Reproduce the listing exactly, with no pictures in your copy.

## DATA LINES
______________________________
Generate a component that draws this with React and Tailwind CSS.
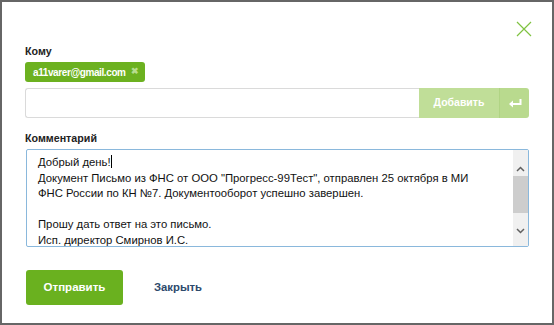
import React from "react";

const font = { fontFamily: "'Liberation Sans', Arial, sans-serif" };

const LINES = [
  "Добрый день!",
  "Документ Письмо из ФНС от ООО \"Прогресс-99Тест\", отправлен 25 октября в МИ",
  "ФНС России по КН №7. Документооборот успешно завершен.",
  "",
  "Прошу дать ответ на это письмо.",
  "Исп. директор Смирнов И.С.",
];

function CloseIcon() {
  return (
    <svg width="16" height="16" viewBox="0 0 16 16" fill="none">
      <path d="M1 1L15 15M15 1L1 15" stroke="#7fc241" strokeWidth="1.2" />
    </svg>
  );
}

function EnterIcon() {
  return (
    <svg width="14" height="10" viewBox="0 0 14 10" fill="none">
      <path d="M12.5 1V6H2.5" stroke="#fff" strokeWidth="2" />
      <path d="M1 6L5 2.5V9.5Z" fill="#fff" />
    </svg>
  );
}

function Scrollbar() {
  return (
    <div className="w-[15px] h-full bg-[#f0f0f0] flex flex-col items-center">
      <div className="h-[26px] w-full flex items-end justify-center pb-[4px]">
        <svg width="9" height="6" viewBox="0 0 9 6" fill="none">
          <path d="M1 5L4.5 1.5L8 5" stroke="#606060" strokeWidth="1.5" />
        </svg>
      </div>
      <div className="w-full h-[37px] bg-[#cdcdcd]" />
      <div className="flex-1" />
      <div className="h-[22px] w-full flex items-start justify-center pt-[4px]">
        <svg width="9" height="6" viewBox="0 0 9 6" fill="none">
          <path d="M1 1L4.5 4.5L8 1" stroke="#606060" strokeWidth="1.5" />
        </svg>
      </div>
    </div>
  );
}

export default function App() {
  return (
    <div style={font} className="w-[554px] h-[325px] border-2 border-[#666666] bg-white flex flex-col px-[23px] text-[#222]">
      <div className="flex justify-end pt-[19px] -mr-[3px] h-[35px]">
        <CloseIcon />
      </div>

      <div className="mt-[7px] text-[10.7px] leading-[14px] font-bold">Кому</div>

      <div className="mt-[4px] flex">
        <div className="h-[20px] rounded-[3px] bg-[#6cb120] text-white text-[10px] font-bold flex items-center pl-[8px] pr-[6px] gap-[5px]">
          <span className="tracking-[-0.4px]">a11varer@gmail.com</span>
          <span className="text-[#b8dd8f] text-[9px]">✖</span>
        </div>
      </div>

      <div className="mt-[6px] flex h-[30px]">
        <div className="flex-1 border border-[#dadada] border-r-0 rounded-l-[3px] bg-white" />
        <div className="w-[80px] bg-[#c0de98] flex items-center justify-center text-white text-[10.5px] font-bold">
          Добавить
        </div>
        <div className="w-[30px] bg-[#b9da8e] border-l border-[#b0d484] rounded-r-[3px] flex items-center justify-center">
          <EnterIcon />
        </div>
      </div>

      <div className="mt-[13px] text-[10.7px] leading-[14px] font-bold">Комментарий</div>

      <div className="mt-[4px] ml-[1px] h-[98px] border border-[#8ab8dc] rounded-[2px] flex overflow-hidden">
        <div className="flex-1 pl-[11px] pt-[5px] text-[11.3px] leading-[15.5px] text-[#111] overflow-hidden">
          {LINES.map((l, i) => (
            <div key={i} className="h-[15.5px] whitespace-nowrap">
              {l}
              {i === 0 && <span className="inline-block w-px h-[13px] bg-black align-[-2px]" />}
            </div>
          ))}
        </div>
        <Scrollbar />
      </div>

      <div className="mt-[23px] ml-[1px] flex items-center">
        <button className="w-[97px] h-[35px] rounded-[3px] bg-[#6ab11f] text-white text-[11.5px] font-bold">
          Отправить
        </button>
        <span className="ml-[31px] text-[11.3px] font-bold text-[#2d4a6c]">Закрыть</span>
      </div>
    </div>
  );
}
______________________________
## EXERCISE ANSWER
Generate a component that draws this with React and Tailwind CSS.
import React from "react";

const font = { fontFamily: "'Liberation Sans', Arial, sans-serif" };

const LINES = [
  "Добрый день!",
  "Документ Письмо из ФНС от ООО \"Прогресс-99Тест\", отправлен 25 октября в МИ",
  "ФНС России по КН №7. Документооборот успешно завершен.",
  "",
  "Прошу дать ответ на это письмо.",
  "Исп. директор Смирнов И.С.",
];

function CloseIcon() {
  return (
    <svg width="16" height="16" viewBox="0 0 16 16" fill="none">
      <path d="M1 1L15 15M15 1L1 15" stroke="#7fc241" strokeWidth="1.2" />
    </svg>
  );
}

function EnterIcon() {
  return (
    <svg width="14" height="10" viewBox="0 0 14 10" fill="none">
      <path d="M12.5 1V6H2.5" stroke="#fff" strokeWidth="2" />
      <path d="M1 6L5 2.5V9.5Z" fill="#fff" />
    </svg>
  );
}

function Scrollbar() {
  return (
    <div className="w-[15px] h-full bg-[#f0f0f0] flex flex-col items-center">
      <div className="h-[26px] w-full flex items-end justify-center pb-[4px]">
        <svg width="9" height="6" viewBox="0 0 9 6" fill="none">
          <path d="M1 5L4.5 1.5L8 5" stroke="#606060" strokeWidth="1.5" />
        </svg>
      </div>
      <div className="w-full h-[37px] bg-[#cdcdcd]" />
      <div className="flex-1" />
      <div className="h-[22px] w-full flex items-start justify-center pt-[4px]">
        <svg width="9" height="6" viewBox="0 0 9 6" fill="none">
          <path d="M1 1L4.5 4.5L8 1" stroke="#606060" strokeWidth="1.5" />
        </svg>
      </div>
    </div>
  );
}

export default function App() {
  return (
    <div style={font} className="w-[554px] h-[325px] border-2 border-[#666666] bg-white flex flex-col px-[23px] text-[#222]">
      <div className="flex justify-end pt-[19px] -mr-[3px] h-[35px]">
        <CloseIcon />
      </div>

      <div className="mt-[7px] text-[10.7px] leading-[14px] font-bold">Кому</div>

      <div className="mt-[4px] flex">
        <div className="h-[20px] rounded-[3px] bg-[#6cb120] text-white text-[10px] font-bold flex items-center pl-[8px] pr-[6px] gap-[5px]">
          <span className="tracking-[-0.4px]">a11varer@gmail.com</span>
          <span className="text-[#b8dd8f] text-[9px]">✖</span>
        </div>
      </div>

      <div className="mt-[6px] flex h-[30px]">
        <div className="flex-1 border border-[#dadada] border-r-0 rounded-l-[3px] bg-white" />
        <div className="w-[80px] bg-[#c0de98] flex items-center justify-center text-white text-[10.5px] font-bold">
          Добавить
        </div>
        <div className="w-[30px] bg-[#b9da8e] border-l border-[#b0d484] rounded-r-[3px] flex items-center justify-center">
          <EnterIcon />
        </div>
      </div>

      <div className="mt-[13px] text-[10.7px] leading-[14px] font-bold">Комментарий</div>

      <div className="mt-[4px] ml-[1px] h-[98px] border border-[#8ab8dc] rounded-[2px] flex overflow-hidden">
        <div className="flex-1 pl-[11px] pt-[5px] text-[11.3px] leading-[15.5px] text-[#111] overflow-hidden">
          {LINES.map((l, i) => (
            <div key={i} className="h-[15.5px] whitespace-nowrap">
              {l}
              {i === 0 && <span className="inline-block w-px h-[13px] bg-black align-[-2px]" />}
            </div>
          ))}
        </div>
        <Scrollbar />
      </div>

      <div className="mt-[23px] ml-[1px] flex items-center">
        <button className="w-[97px] h-[35px] rounded-[3px] bg-[#6ab11f] text-white text-[11.5px] font-bold">
          Отправить
        </button>
        <span className="ml-[31px] text-[11.3px] font-bold text-[#2d4a6c]">Закрыть</span>
      </div>
    </div>
  );
}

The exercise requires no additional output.